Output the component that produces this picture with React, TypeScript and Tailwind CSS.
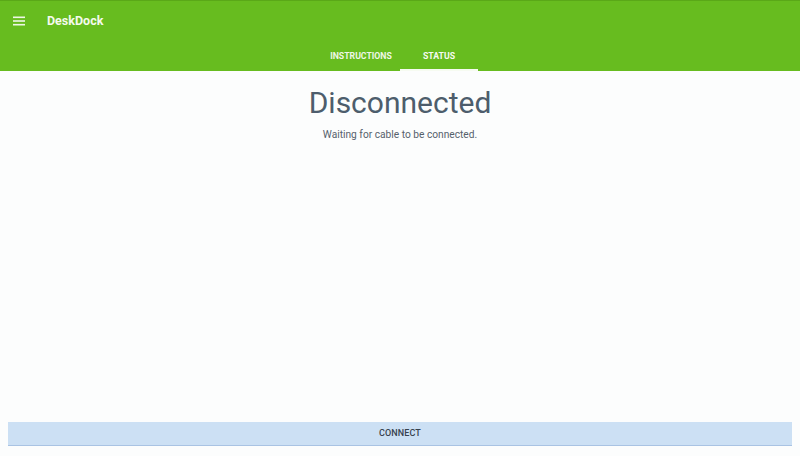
export default function App() {
  return (
    <div
      className="w-[800px] h-[456px] flex flex-col bg-[#fcfdfd] overflow-hidden"
      style={{ fontFamily: 'Roboto, "Liberation Sans", sans-serif' }}
    >
      <div className="h-[71px] bg-[#67bc1f] border-t border-[#5aa818] flex flex-col shrink-0">
        <div className="h-[40px] flex items-center">
          <div className="w-[47px] flex justify-center items-center pr-[10px]">
            <svg width="12" height="10" viewBox="0 0 12 10">
              <rect x="0" y="0.5" width="12" height="1.6" fill="#eef7e6" />
              <rect x="0" y="4.2" width="12" height="1.6" fill="#eef7e6" />
              <rect x="0" y="7.9" width="12" height="1.6" fill="#eef7e6" />
            </svg>
          </div>
          <span className="text-[12.5px] font-bold text-[#f4faee]">DeskDock</span>
        </div>
        <div className="flex-1 flex justify-center">
          <div className="w-[78px] pt-[3px] flex items-center justify-center text-[8.7px] font-bold text-[#eef7e6] border-b-[2px] border-transparent">
            INSTRUCTIONS
          </div>
          <div className="w-[78px] pt-[3px] flex items-center justify-center text-[8.7px] font-bold text-[#f6fbf1] border-b-[2px] border-[#f6fbf1]">
            STATUS
          </div>
        </div>
      </div>
      <div className="flex-1 flex flex-col items-center pt-[13px]">
        <div className="text-[30px] leading-[38px] text-[#4d5d6c]">Disconnected</div>
        <div className="text-[10.2px] leading-[14px] text-[#56616c] mt-[6px]">Waiting for cable to be connected.</div>
      </div>
      <div className="px-[8px] pb-[10px] shrink-0">
        <div className="h-[24px] bg-[#cce0f4] border-b border-[#a9c3e3] flex items-center justify-center text-[9px] font-medium text-[#37424e] tracking-[0.1px]">
          CONNECT
        </div>
      </div>
    </div>
  );
}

* * * * *

__EXERCISE DIRECTIONS__. Output the material word for word, omitting its pictures.

__FULL RESPONSE__.
Output the component that produces this picture with React, TypeScript and Tailwind CSS.
export default function App() {
  return (
    <div
      className="w-[800px] h-[456px] flex flex-col bg-[#fcfdfd] overflow-hidden"
      style={{ fontFamily: 'Roboto, "Liberation Sans", sans-serif' }}
    >
      <div className="h-[71px] bg-[#67bc1f] border-t border-[#5aa818] flex flex-col shrink-0">
        <div className="h-[40px] flex items-center">
          <div className="w-[47px] flex justify-center items-center pr-[10px]">
            <svg width="12" height="10" viewBox="0 0 12 10">
              <rect x="0" y="0.5" width="12" height="1.6" fill="#eef7e6" />
              <rect x="0" y="4.2" width="12" height="1.6" fill="#eef7e6" />
              <rect x="0" y="7.9" width="12" height="1.6" fill="#eef7e6" />
            </svg>
          </div>
          <span className="text-[12.5px] font-bold text-[#f4faee]">DeskDock</span>
        </div>
        <div className="flex-1 flex justify-center">
          <div className="w-[78px] pt-[3px] flex items-center justify-center text-[8.7px] font-bold text-[#eef7e6] border-b-[2px] border-transparent">
            INSTRUCTIONS
          </div>
          <div className="w-[78px] pt-[3px] flex items-center justify-center text-[8.7px] font-bold text-[#f6fbf1] border-b-[2px] border-[#f6fbf1]">
            STATUS
          </div>
        </div>
      </div>
      <div className="flex-1 flex flex-col items-center pt-[13px]">
        <div className="text-[30px] leading-[38px] text-[#4d5d6c]">Disconnected</div>
        <div className="text-[10.2px] leading-[14px] text-[#56616c] mt-[6px]">Waiting for cable to be connected.</div>
      </div>
      <div className="px-[8px] pb-[10px] shrink-0">
        <div className="h-[24px] bg-[#cce0f4] border-b border-[#a9c3e3] flex items-center justify-center text-[9px] font-medium text-[#37424e] tracking-[0.1px]">
          CONNECT
        </div>
      </div>
    </div>
  );
}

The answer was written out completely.